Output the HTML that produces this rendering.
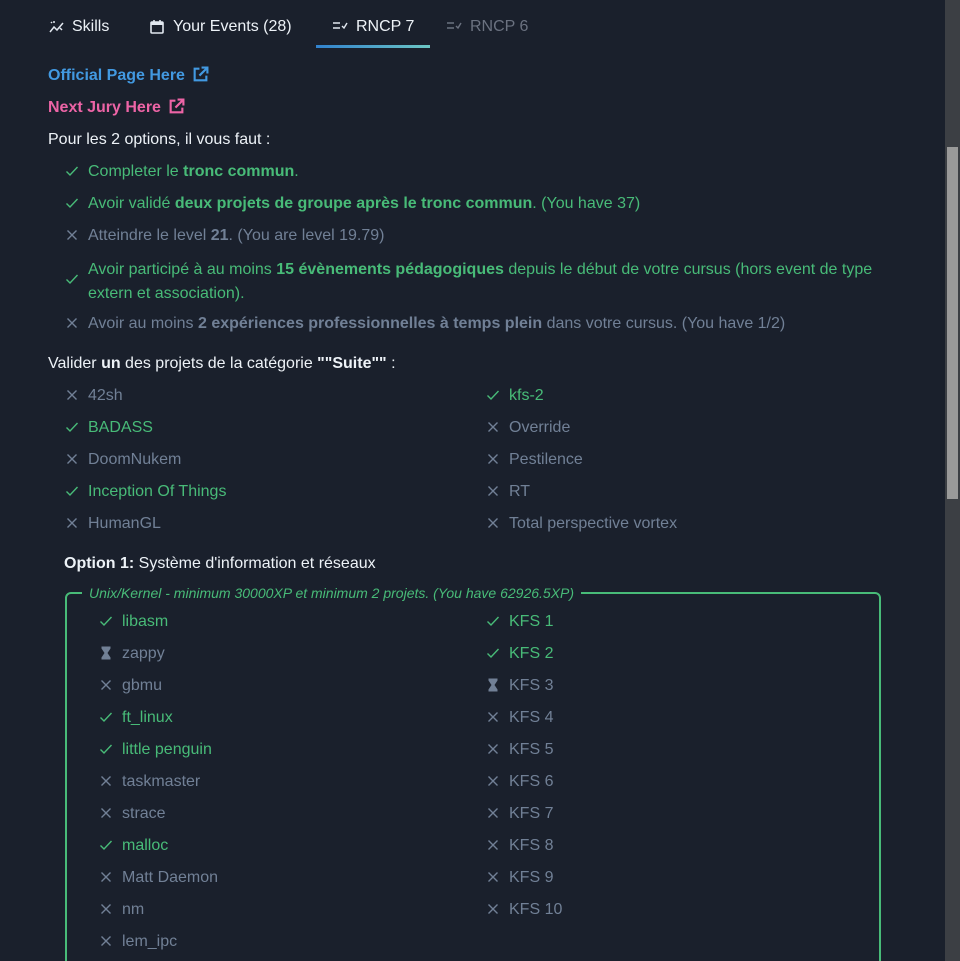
<!DOCTYPE html><html style="overflow:hidden;height:961px"><head><meta charset="utf-8"><style>
body{margin:0;background:#1a202c;font-family:"Liberation Sans",sans-serif;font-size:16px;color:#edf2f7;width:960px;height:961px;overflow:hidden;position:relative}
.sb{position:absolute;right:0;top:0;width:15px;height:961px;background:#3c3f44;z-index:5}
.thumb{position:absolute;left:2px;width:11px;top:147px;height:352px;background:#9a9a9a}
.tab{position:absolute;top:17px;white-space:nowrap;line-height:20px}
.t{position:absolute;white-space:nowrap;line-height:20px;margin-top:2px}
.g{color:#48bb78}.x{color:#718096}
svg{position:absolute}
.box{position:absolute;left:65px;top:592px;width:812px;height:400px;border:2px solid #48bb78;border-radius:6px}
.leg{position:absolute;left:82px;top:584px;background:#1a202c;padding:0 7px;font-style:italic;font-size:14px;color:#48bb78;line-height:18px}
</style></head><body>
<div class="sb"><div class="thumb"></div></div>
<svg width="0" height="0"><defs>
<symbol id="ck" viewBox="0 0 16 16"><path d="M2.5 8.5l3.5 3.5 7.5-8" fill="none" stroke="#48bb78" stroke-width="1.4"/></symbol>
<symbol id="xx" viewBox="0 0 16 16"><path d="M3.5 3.5l9 9M12.5 3.5l-9 9" fill="none" stroke="#718096" stroke-width="1.4"/></symbol>
<symbol id="hg" viewBox="0 0 16 16"><path d="M3.5 1.5h9v2L9.5 8l3 4.5v2h-9v-2l3-4.5-3-4.5z" fill="#718096"/></symbol>
<symbol id="ext" viewBox="0 0 16 16"><path d="M7 2.5H2.5v11h11V9M9 1.5h5.5V7M14.5 1.5L7 9" fill="none" stroke="currentColor" stroke-width="2"/></symbol>
</defs></svg>
<svg style="left:49px;top:19px" width="16" height="16" viewBox="0 0 16 16"><path d="M1 13l4-5 3 3 6-7M2 3l1 1M5 2v2M11 9l2 2" stroke="#e2e8f0" stroke-width="1.5" fill="none"/></svg>
<div class="tab" style="left:72px">Skills</div>
<svg style="left:150px;top:19px" width="14" height="15" viewBox="0 0 14 15"><rect x="1" y="3" width="12" height="11" rx="1" fill="none" stroke="#e2e8f0" stroke-width="1.6"/><rect x="1" y="3" width="12" height="3" fill="#e2e8f0"/><path d="M4 1v3M10 1v3" stroke="#e2e8f0" stroke-width="1.6"/></svg>
<div class="tab" style="left:173px">Your Events (28)</div>
<svg style="left:332px;top:20px" width="16" height="12" viewBox="0 0 16 12"><path d="M1 3h7M1 8h7M10 6l2 2 3-5" stroke="#e2e8f0" stroke-width="1.4" fill="none"/></svg>
<div class="tab" style="left:356px">RNCP 7</div>
<div style="position:absolute;left:316px;top:45px;width:114px;height:3px;background:linear-gradient(90deg,#3182ce,#6cc6c4)"></div>
<svg style="left:446px;top:20px" width="16" height="12" viewBox="0 0 16 12"><path d="M1 3h7M1 8h7M10 6l2 2 3-5" stroke="#6b7280" stroke-width="1.4" fill="none"/></svg>
<div class="tab" style="left:470px;color:#6b7280">RNCP 6</div>

<div class="t" style="left:48px;top:64px;color:#4299e1;font-weight:bold">Official Page Here</div>
<svg style="left:192px;top:66px;color:#4299e1" width="17" height="17"><use href="#ext"/></svg>
<div class="t" style="left:48px;top:96px;color:#ed64a6;font-weight:bold">Next Jury Here</div>
<svg style="left:168px;top:98px;color:#ed64a6" width="17" height="17"><use href="#ext"/></svg>
<div class="t" style="left:48px;top:128px">Pour les 2 options, il vous faut :</div>

<svg style="left:64px;top:163px" width="16" height="16"><use href="#ck"/></svg>
<div class="t g" style="left:88px;top:160px">Completer le <b>tronc commun</b>.</div>
<svg style="left:64px;top:195px" width="16" height="16"><use href="#ck"/></svg>
<div class="t g" style="left:88px;top:192px">Avoir validé <b>deux projets de groupe après le tronc commun</b>. (You have 37)</div>
<svg style="left:64px;top:227px" width="16" height="16"><use href="#xx"/></svg>
<div class="t x" style="left:88px;top:224px">Atteindre le level <b>21</b>. (You are level 19.79)</div>
<svg style="left:64px;top:271px" width="16" height="16"><use href="#ck"/></svg>
<div class="t g" style="left:88px;top:256px;line-height:24px;width:800px;white-space:normal">Avoir participé à au moins <b>15 évènements pédagogiques</b> depuis le début de votre cursus (hors event de type extern et association).</div>
<svg style="left:64px;top:315px" width="16" height="16"><use href="#xx"/></svg>
<div class="t x" style="left:88px;top:312px">Avoir au moins <b>2 expériences professionnelles à temps plein</b> dans votre cursus. (You have 1/2)</div>

<div class="t" style="left:48px;top:352px">Valider <b>un</b> des projets de la catégorie <b>""Suite""</b> :</div>

<svg style="left:64px;top:387px" width="16" height="16"><use href="#xx"/></svg><div class="t x" style="left:88px;top:384px">42sh</div>
<svg style="left:485px;top:387px" width="16" height="16"><use href="#ck"/></svg><div class="t g" style="left:509px;top:384px">kfs-2</div>
<svg style="left:64px;top:419px" width="16" height="16"><use href="#ck"/></svg><div class="t g" style="left:88px;top:416px">BADASS</div>
<svg style="left:485px;top:419px" width="16" height="16"><use href="#xx"/></svg><div class="t x" style="left:509px;top:416px">Override</div>
<svg style="left:64px;top:451px" width="16" height="16"><use href="#xx"/></svg><div class="t x" style="left:88px;top:448px">DoomNukem</div>
<svg style="left:485px;top:451px" width="16" height="16"><use href="#xx"/></svg><div class="t x" style="left:509px;top:448px">Pestilence</div>
<svg style="left:64px;top:483px" width="16" height="16"><use href="#ck"/></svg><div class="t g" style="left:88px;top:480px">Inception Of Things</div>
<svg style="left:485px;top:483px" width="16" height="16"><use href="#xx"/></svg><div class="t x" style="left:509px;top:480px">RT</div>
<svg style="left:64px;top:515px" width="16" height="16"><use href="#xx"/></svg><div class="t x" style="left:88px;top:512px">HumanGL</div>
<svg style="left:485px;top:515px" width="16" height="16"><use href="#xx"/></svg><div class="t x" style="left:509px;top:512px">Total perspective vortex</div>

<div class="t" style="left:64px;top:552px"><b>Option 1:</b> Système d'information et réseaux</div>
<div class="box"></div>
<div class="leg">Unix/Kernel - minimum 30000XP et minimum 2 projets. (You have 62926.5XP)</div>

<svg style="left:98px;top:613px" width="16" height="16"><use href="#ck"/></svg><div class="t g" style="left:122px;top:610px">libasm</div>
<svg style="left:98px;top:645px" width="16" height="16"><use href="#hg"/></svg><div class="t x" style="left:122px;top:642px">zappy</div>
<svg style="left:98px;top:677px" width="16" height="16"><use href="#xx"/></svg><div class="t x" style="left:122px;top:674px">gbmu</div>
<svg style="left:98px;top:709px" width="16" height="16"><use href="#ck"/></svg><div class="t g" style="left:122px;top:706px">ft_linux</div>
<svg style="left:98px;top:741px" width="16" height="16"><use href="#ck"/></svg><div class="t g" style="left:122px;top:738px">little penguin</div>
<svg style="left:98px;top:773px" width="16" height="16"><use href="#xx"/></svg><div class="t x" style="left:122px;top:770px">taskmaster</div>
<svg style="left:98px;top:805px" width="16" height="16"><use href="#xx"/></svg><div class="t x" style="left:122px;top:802px">strace</div>
<svg style="left:98px;top:837px" width="16" height="16"><use href="#ck"/></svg><div class="t g" style="left:122px;top:834px">malloc</div>
<svg style="left:98px;top:869px" width="16" height="16"><use href="#xx"/></svg><div class="t x" style="left:122px;top:866px">Matt Daemon</div>
<svg style="left:98px;top:901px" width="16" height="16"><use href="#xx"/></svg><div class="t x" style="left:122px;top:898px">nm</div>
<svg style="left:98px;top:933px" width="16" height="16"><use href="#xx"/></svg><div class="t x" style="left:122px;top:930px">lem_ipc</div>

<svg style="left:485px;top:613px" width="16" height="16"><use href="#ck"/></svg><div class="t g" style="left:509px;top:610px">KFS 1</div>
<svg style="left:485px;top:645px" width="16" height="16"><use href="#ck"/></svg><div class="t g" style="left:509px;top:642px">KFS 2</div>
<svg style="left:485px;top:677px" width="16" height="16"><use href="#hg"/></svg><div class="t x" style="left:509px;top:674px">KFS 3</div>
<svg style="left:485px;top:709px" width="16" height="16"><use href="#xx"/></svg><div class="t x" style="left:509px;top:706px">KFS 4</div>
<svg style="left:485px;top:741px" width="16" height="16"><use href="#xx"/></svg><div class="t x" style="left:509px;top:738px">KFS 5</div>
<svg style="left:485px;top:773px" width="16" height="16"><use href="#xx"/></svg><div class="t x" style="left:509px;top:770px">KFS 6</div>
<svg style="left:485px;top:805px" width="16" height="16"><use href="#xx"/></svg><div class="t x" style="left:509px;top:802px">KFS 7</div>
<svg style="left:485px;top:837px" width="16" height="16"><use href="#xx"/></svg><div class="t x" style="left:509px;top:834px">KFS 8</div>
<svg style="left:485px;top:869px" width="16" height="16"><use href="#xx"/></svg><div class="t x" style="left:509px;top:866px">KFS 9</div>
<svg style="left:485px;top:901px" width="16" height="16"><use href="#xx"/></svg><div class="t x" style="left:509px;top:898px">KFS 10</div>
</body></html>
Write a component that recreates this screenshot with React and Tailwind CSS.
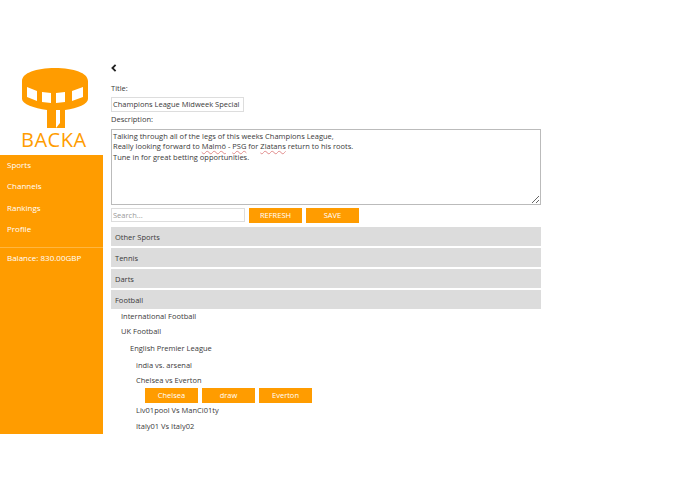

----------------

*EXERCISE DETAILS*
Give only the count of lines in which the string "this" appears.

*FULL OUTPUT*
2